Little Albert Maligmat & Eddie Ramirez @ Tapa Bar, Hilton Hawaiian Village

I had a lot of fun watching and listening to this concert.

I arrived just a minute or two before the show began, and the duo really grew on me as the evening went on. Little Albert Maligmat on guitar and vocals, Eddie Ramirez on bass and vocals. At first, they introduced themselves by playing a couple of mellow covers, namely an Eric Clapton, nothing too over the top, just nice laid back ambiance music, ideal for couples cocktail sipping.

Progressively, both brothers began demonstrating some particularly unique skills: Eddie would play the flugelhorn with his mouth, and various other trumpets (not only was this impressive to hear, but also very interesting to watch how he would mimic the instruments), and Little Albert did vocal impersonations. Excellent!

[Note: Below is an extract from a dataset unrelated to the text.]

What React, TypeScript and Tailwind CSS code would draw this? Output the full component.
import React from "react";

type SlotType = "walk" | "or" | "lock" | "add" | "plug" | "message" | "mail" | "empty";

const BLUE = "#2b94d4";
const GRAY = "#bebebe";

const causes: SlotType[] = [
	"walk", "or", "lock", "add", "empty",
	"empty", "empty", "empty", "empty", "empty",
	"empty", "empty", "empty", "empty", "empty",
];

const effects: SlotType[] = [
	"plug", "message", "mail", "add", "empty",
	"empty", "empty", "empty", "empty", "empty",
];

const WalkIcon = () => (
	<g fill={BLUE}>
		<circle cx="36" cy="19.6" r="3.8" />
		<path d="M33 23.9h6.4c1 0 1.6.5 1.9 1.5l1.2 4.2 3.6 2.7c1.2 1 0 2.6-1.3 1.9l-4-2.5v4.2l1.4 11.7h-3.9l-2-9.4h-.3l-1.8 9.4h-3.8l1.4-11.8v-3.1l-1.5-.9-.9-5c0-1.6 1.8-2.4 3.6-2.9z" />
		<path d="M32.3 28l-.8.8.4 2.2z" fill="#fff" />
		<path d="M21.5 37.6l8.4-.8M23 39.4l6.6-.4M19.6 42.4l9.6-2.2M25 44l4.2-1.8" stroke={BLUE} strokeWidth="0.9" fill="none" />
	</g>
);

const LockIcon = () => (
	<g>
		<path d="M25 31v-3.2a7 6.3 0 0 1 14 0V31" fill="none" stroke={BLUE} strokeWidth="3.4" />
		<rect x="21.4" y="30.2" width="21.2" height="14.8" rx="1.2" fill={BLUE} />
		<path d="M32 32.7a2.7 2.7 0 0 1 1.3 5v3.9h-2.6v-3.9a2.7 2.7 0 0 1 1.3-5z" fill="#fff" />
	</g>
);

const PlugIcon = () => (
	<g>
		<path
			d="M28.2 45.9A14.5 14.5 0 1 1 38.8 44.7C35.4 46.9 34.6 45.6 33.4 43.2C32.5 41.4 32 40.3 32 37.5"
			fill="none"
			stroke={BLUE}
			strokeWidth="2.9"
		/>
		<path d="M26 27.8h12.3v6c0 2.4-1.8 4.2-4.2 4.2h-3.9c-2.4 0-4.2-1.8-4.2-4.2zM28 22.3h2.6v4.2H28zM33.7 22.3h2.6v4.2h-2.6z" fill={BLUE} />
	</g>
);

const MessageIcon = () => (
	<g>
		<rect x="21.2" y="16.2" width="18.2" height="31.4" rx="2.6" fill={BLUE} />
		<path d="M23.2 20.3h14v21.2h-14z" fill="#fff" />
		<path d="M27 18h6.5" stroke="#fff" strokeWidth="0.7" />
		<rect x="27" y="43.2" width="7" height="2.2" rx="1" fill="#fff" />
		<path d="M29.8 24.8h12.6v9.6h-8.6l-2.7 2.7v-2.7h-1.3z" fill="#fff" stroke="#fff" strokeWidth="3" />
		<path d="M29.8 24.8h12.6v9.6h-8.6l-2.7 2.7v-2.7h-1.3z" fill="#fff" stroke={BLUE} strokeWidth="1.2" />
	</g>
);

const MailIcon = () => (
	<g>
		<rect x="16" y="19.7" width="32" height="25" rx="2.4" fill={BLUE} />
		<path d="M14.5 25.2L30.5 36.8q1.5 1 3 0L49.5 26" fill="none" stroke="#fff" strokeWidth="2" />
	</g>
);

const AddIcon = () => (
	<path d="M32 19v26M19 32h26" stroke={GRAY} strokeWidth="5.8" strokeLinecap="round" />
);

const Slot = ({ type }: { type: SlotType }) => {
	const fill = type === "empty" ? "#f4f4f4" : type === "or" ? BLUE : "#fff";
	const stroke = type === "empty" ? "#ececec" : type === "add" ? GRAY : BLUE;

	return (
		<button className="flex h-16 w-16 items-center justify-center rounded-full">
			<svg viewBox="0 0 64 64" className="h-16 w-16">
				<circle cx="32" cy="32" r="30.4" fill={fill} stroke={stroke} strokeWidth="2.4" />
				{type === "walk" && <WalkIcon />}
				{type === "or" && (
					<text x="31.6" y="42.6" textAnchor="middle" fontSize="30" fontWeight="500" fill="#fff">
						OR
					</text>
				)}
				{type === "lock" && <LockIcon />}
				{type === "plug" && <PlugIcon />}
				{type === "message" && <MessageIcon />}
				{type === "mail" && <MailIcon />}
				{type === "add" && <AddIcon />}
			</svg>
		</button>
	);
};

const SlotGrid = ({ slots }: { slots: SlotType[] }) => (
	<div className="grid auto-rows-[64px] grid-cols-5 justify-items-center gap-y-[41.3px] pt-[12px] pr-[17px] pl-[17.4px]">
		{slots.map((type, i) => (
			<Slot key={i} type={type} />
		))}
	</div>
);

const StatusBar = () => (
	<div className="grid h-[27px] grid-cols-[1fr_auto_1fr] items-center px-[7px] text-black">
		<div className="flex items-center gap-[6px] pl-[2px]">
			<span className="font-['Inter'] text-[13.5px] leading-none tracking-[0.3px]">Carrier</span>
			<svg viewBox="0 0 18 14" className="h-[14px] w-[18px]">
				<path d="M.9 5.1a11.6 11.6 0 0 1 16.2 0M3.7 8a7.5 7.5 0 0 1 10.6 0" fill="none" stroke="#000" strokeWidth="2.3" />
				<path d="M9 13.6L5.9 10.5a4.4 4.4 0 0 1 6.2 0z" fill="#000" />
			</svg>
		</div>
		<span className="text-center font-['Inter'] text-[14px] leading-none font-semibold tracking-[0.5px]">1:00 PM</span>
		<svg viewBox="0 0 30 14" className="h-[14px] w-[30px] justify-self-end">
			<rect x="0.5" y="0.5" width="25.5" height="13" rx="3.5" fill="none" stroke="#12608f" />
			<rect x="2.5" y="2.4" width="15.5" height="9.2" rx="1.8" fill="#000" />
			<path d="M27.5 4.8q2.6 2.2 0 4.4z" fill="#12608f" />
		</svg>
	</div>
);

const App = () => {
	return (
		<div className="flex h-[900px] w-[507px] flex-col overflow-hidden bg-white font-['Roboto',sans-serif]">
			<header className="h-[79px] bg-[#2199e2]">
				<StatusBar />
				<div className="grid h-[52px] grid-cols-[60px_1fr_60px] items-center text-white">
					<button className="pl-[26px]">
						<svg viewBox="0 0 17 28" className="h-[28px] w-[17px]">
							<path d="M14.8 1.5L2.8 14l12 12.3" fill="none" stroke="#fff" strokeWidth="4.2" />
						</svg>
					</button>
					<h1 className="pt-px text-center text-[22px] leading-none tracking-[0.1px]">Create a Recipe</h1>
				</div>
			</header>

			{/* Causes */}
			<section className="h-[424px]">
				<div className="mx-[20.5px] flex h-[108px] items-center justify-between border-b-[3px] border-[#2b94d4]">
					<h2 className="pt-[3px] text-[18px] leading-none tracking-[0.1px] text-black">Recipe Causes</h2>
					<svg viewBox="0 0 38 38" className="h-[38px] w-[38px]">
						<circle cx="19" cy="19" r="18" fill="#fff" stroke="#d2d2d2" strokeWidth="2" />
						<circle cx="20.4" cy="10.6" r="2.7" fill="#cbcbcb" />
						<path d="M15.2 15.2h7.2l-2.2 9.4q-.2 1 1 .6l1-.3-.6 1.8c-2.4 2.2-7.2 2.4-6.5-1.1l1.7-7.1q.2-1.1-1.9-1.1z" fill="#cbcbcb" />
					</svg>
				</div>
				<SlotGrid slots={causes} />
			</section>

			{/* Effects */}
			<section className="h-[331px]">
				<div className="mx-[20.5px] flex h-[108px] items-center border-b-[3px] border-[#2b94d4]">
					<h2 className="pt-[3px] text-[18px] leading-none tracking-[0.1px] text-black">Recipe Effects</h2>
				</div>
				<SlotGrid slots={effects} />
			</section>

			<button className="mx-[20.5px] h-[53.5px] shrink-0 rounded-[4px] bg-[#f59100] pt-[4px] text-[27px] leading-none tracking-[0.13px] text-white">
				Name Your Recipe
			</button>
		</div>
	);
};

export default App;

What I found amusing is that I think Little Albert looks very much like Jackie Chan – so not only was he doing impersonations, he also looked like a celebrity. The bar eventually became quite crowded, I suppose because around 9PM/10PM it is a popular time to come and hang out at the bar, but it may also have been that the duo were catching some ears, and people were coming out to have a listen.

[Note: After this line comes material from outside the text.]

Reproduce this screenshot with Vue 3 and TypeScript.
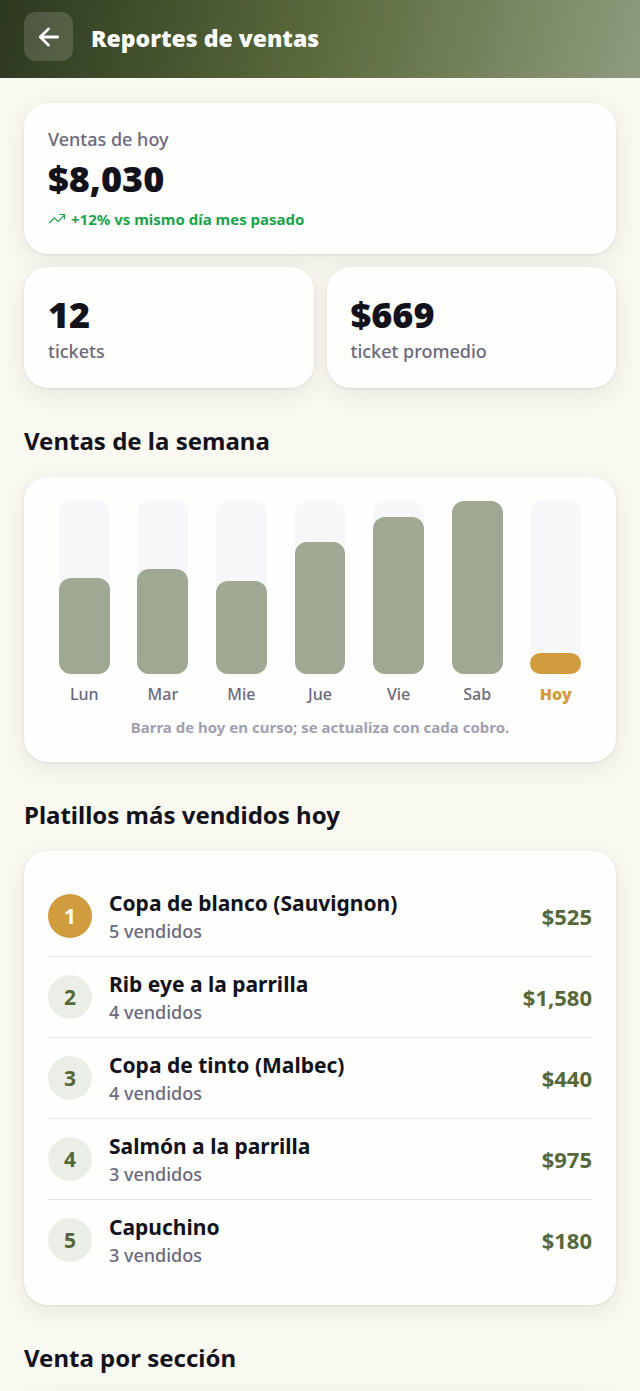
<script setup lang="ts">
interface Day {
  label: string
  percent: number
  today?: boolean
}

interface Dish {
  name: string
  sold: number
  total: string
}

const week: Day[] = [
  { label: 'Lun', percent: 55.5 },
  { label: 'Mar', percent: 60.5 },
  { label: 'Mie', percent: 53.5 },
  { label: 'Jue', percent: 76.5 },
  { label: 'Vie', percent: 90.5 },
  { label: 'Sab', percent: 100 },
  { label: 'Hoy', percent: 12, today: true },
]

const dishes: Dish[] = [
  { name: 'Copa de blanco (Sauvignon)', sold: 5, total: '$525' },
  { name: 'Rib eye a la parrilla', sold: 4, total: '$1,580' },
  { name: 'Copa de tinto (Malbec)', sold: 4, total: '$440' },
  { name: 'Salmón a la parrilla', sold: 3, total: '$975' },
  { name: 'Capuchino', sold: 3, total: '$180' },
]
</script>

<template>
  <div class="page">
    <header class="topbar">
      <button class="back" type="button" aria-label="Volver">
        <svg width="26" height="26" viewBox="0 0 24 24" fill="none" stroke="currentColor" stroke-width="2.6" stroke-linecap="round" stroke-linejoin="round" aria-hidden="true">
          <path d="M20 12H4M11.500 4.500 4 12l7.500 7.500" />
        </svg>
      </button>
      <h1>Reportes de ventas</h1>
    </header>

    <main class="content">
      <section class="summary">
        <article class="card stat wide">
          <p class="label">Ventas de hoy</p>
          <p class="amount">$8,030</p>
          <p class="trend">
            <svg width="18" height="18" viewBox="0 0 24 24" fill="none" stroke="currentColor" stroke-width="1.6" stroke-linecap="round" stroke-linejoin="round" aria-hidden="true">
              <path d="M2 17 8.500 10.500l5 5L22 6.500M16 6h6v6" />
            </svg>
            <span>+12% vs mismo día mes pasado</span>
          </p>
        </article>
        <article class="card stat">
          <p class="amount">12</p>
          <p class="label">tickets</p>
        </article>
        <article class="card stat">
          <p class="amount">$669</p>
          <p class="label">ticket promedio</p>
        </article>
      </section>

      <h2>Ventas de la semana</h2>
      <section class="card chart">
        <div class="bars">
          <div v-for="day in week" :key="day.label" class="day" :class="{ today: day.today }">
            <div class="track">
              <div class="fill" :style="{ height: day.percent + '%' }"></div>
            </div>
            <span class="day-label">{{ day.label }}</span>
          </div>
        </div>
        <p class="note">Barra de hoy en curso; se actualiza con cada cobro.</p>
      </section>

      <h2>Platillos más vendidos hoy</h2>
      <ol class="card dishes">
        <li v-for="(dish, index) in dishes" :key="dish.name" class="dish">
          <span class="rank" :class="{ first: index === 0 }">{{ index + 1 }}</span>
          <div class="info">
            <span class="name">{{ dish.name }}</span>
            <span class="sold">{{ dish.sold }} vendidos</span>
          </div>
          <span class="total">{{ dish.total }}</span>
        </li>
      </ol>

      <h2>Venta por sección</h2>
      <section class="card sections"></section>
    </main>
  </div>
</template>

<style>
body {
  margin: 0;
  background: #f9f8f1;
}
</style>

<style scoped>
.page {
  height: 100vh;
  overflow: hidden;
  font-family: "Noto Sans", "Open Sans", sans-serif;
  color: #13121b;
  background: #f9f8f1;
}
h1,
h2,
p,
ol {
  margin: 0;
  padding: 0;
}
.topbar {
  display: flex;
  align-items: center;
  gap: 18px;
  padding: 12px 24px 17px;
  background: linear-gradient(105deg, #2d3820 0%, #5a6b3c 50%, #8f9b7e 100%);
  color: #fff;
}
.back {
  display: flex;
  align-items: center;
  justify-content: center;
  width: 49px;
  height: 49px;
  padding: 0;
  border: 0;
  border-radius: 12px;
  background: rgba(255, 255, 255, 0.15);
  color: #fff;
}
h1 {
  padding-top: 2px;
  font-size: 23px;
  line-height: 32px;
  font-weight: 900;
}
.content {
  display: flex;
  flex-direction: column;
  padding: 25px 24px 24px;
}
.card {
  border-radius: 24px;
  background: #fefefd;
  box-shadow: 0 1px 3px rgba(20, 20, 30, 0.08), 0 6px 24px rgba(20, 20, 30, 0.08);
}
.summary {
  display: grid;
  grid-template-columns: 1fr 1fr;
  gap: 13px;
}
.wide {
  grid-column: 1 / -1;
}
.stat {
  padding: 24px;
}
.label {
  font-size: 18px;
  line-height: 25px;
  font-weight: 500;
  color: #6b687c;
}
.wide .label {
  padding-bottom: 3px;
}
.amount {
  font-size: 36px;
  line-height: 48px;
  font-weight: 900;
}
.trend {
  display: flex;
  align-items: center;
  gap: 5px;
  padding-top: 5px;
  font-size: 15px;
  line-height: 22px;
  font-weight: 700;
  color: #18a44b;
}
h2 {
  padding: 35px 0 18px;
  font-size: 24px;
  line-height: 36px;
  font-weight: 700;
}
.chart {
  padding: 24px;
}
.bars {
  display: flex;
  gap: 6px;
}
.day {
  flex: 1;
  display: flex;
  flex-direction: column;
  align-items: center;
  gap: 8px;
}
.track {
  display: flex;
  align-items: flex-end;
  width: 70%;
  height: 173px;
  border-radius: 12px;
  background: #f7f7fa;
}
.fill {
  width: 100%;
  border-radius: 12px;
  background: #9fa893;
}
.day-label {
  font-size: 16px;
  line-height: 24px;
  font-weight: 500;
  color: #6b687c;
}
.today .fill {
  background: #d09c3d;
}
.today .day-label {
  font-weight: 900;
  color: #d09c3d;
}
.note {
  padding-top: 11px;
  font-size: 15px;
  line-height: 21px;
  font-weight: 700;
  text-align: center;
  color: #a19fb1;
}
.dishes {
  padding: 25px 24px 24px;
  list-style: none;
}
.dish {
  display: flex;
  align-items: center;
  gap: 17px;
  height: 80px;
  border-bottom: 1px solid #e0e3ea;
}
.dish:last-child {
  border-bottom-color: transparent;
}
.rank {
  display: flex;
  align-items: center;
  justify-content: center;
  width: 44px;
  height: 44px;
  border-radius: 50%;
  background: #ebeee7;
  color: #566839;
  font-size: 21px;
  font-weight: 700;
}
.rank.first {
  background: #d09c3d;
  color: #fff;
}
.info {
  flex: 1;
  display: flex;
  flex-direction: column;
}
.name {
  font-size: 21px;
  line-height: 30px;
  font-weight: 700;
}
.sold {
  font-size: 18px;
  line-height: 26px;
  font-weight: 500;
  color: #6b687c;
}
.total {
  font-size: 22px;
  font-weight: 700;
  color: #566839;
}
.sections {
  height: 120px;
}
</style>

The duo animated their audience by getting us to clap, shout out ”Aloooooo-haaaaa!” or sing some lyrics from time to time. They also separated the audience in two and judged which side was singing better. The real cherry on the cake was when they did a cover of ‘We Are the World’, and Little Albert did all the impersonations very well, calling each one out by name before he would do it. ”Diana Ross: We are the world!”, etc. The concert sort of turned into a fun show, and their music became more and more upbeat.

They also played latin American music and Little Albert sang in Portugese. They covered numerous Christmas songs, including one of my current Hawaiian favorites ‘Mele Kaliki Maka’.

I met with Little Albert and his brother Eddie during their break – they were in such good spirits, and were very nice people. Little Albert told me he had just been inducted to the Rock’n’Roll Hall of Fame, which is great news and so I congratulated him on that. I didn’t know this before having come to the concert, but Little Albert was a previous band member of Society of Seven, a popular Hawaiian group formed in the 60s.

All in all, another surprisingly good concert – this one particularly fun and animated.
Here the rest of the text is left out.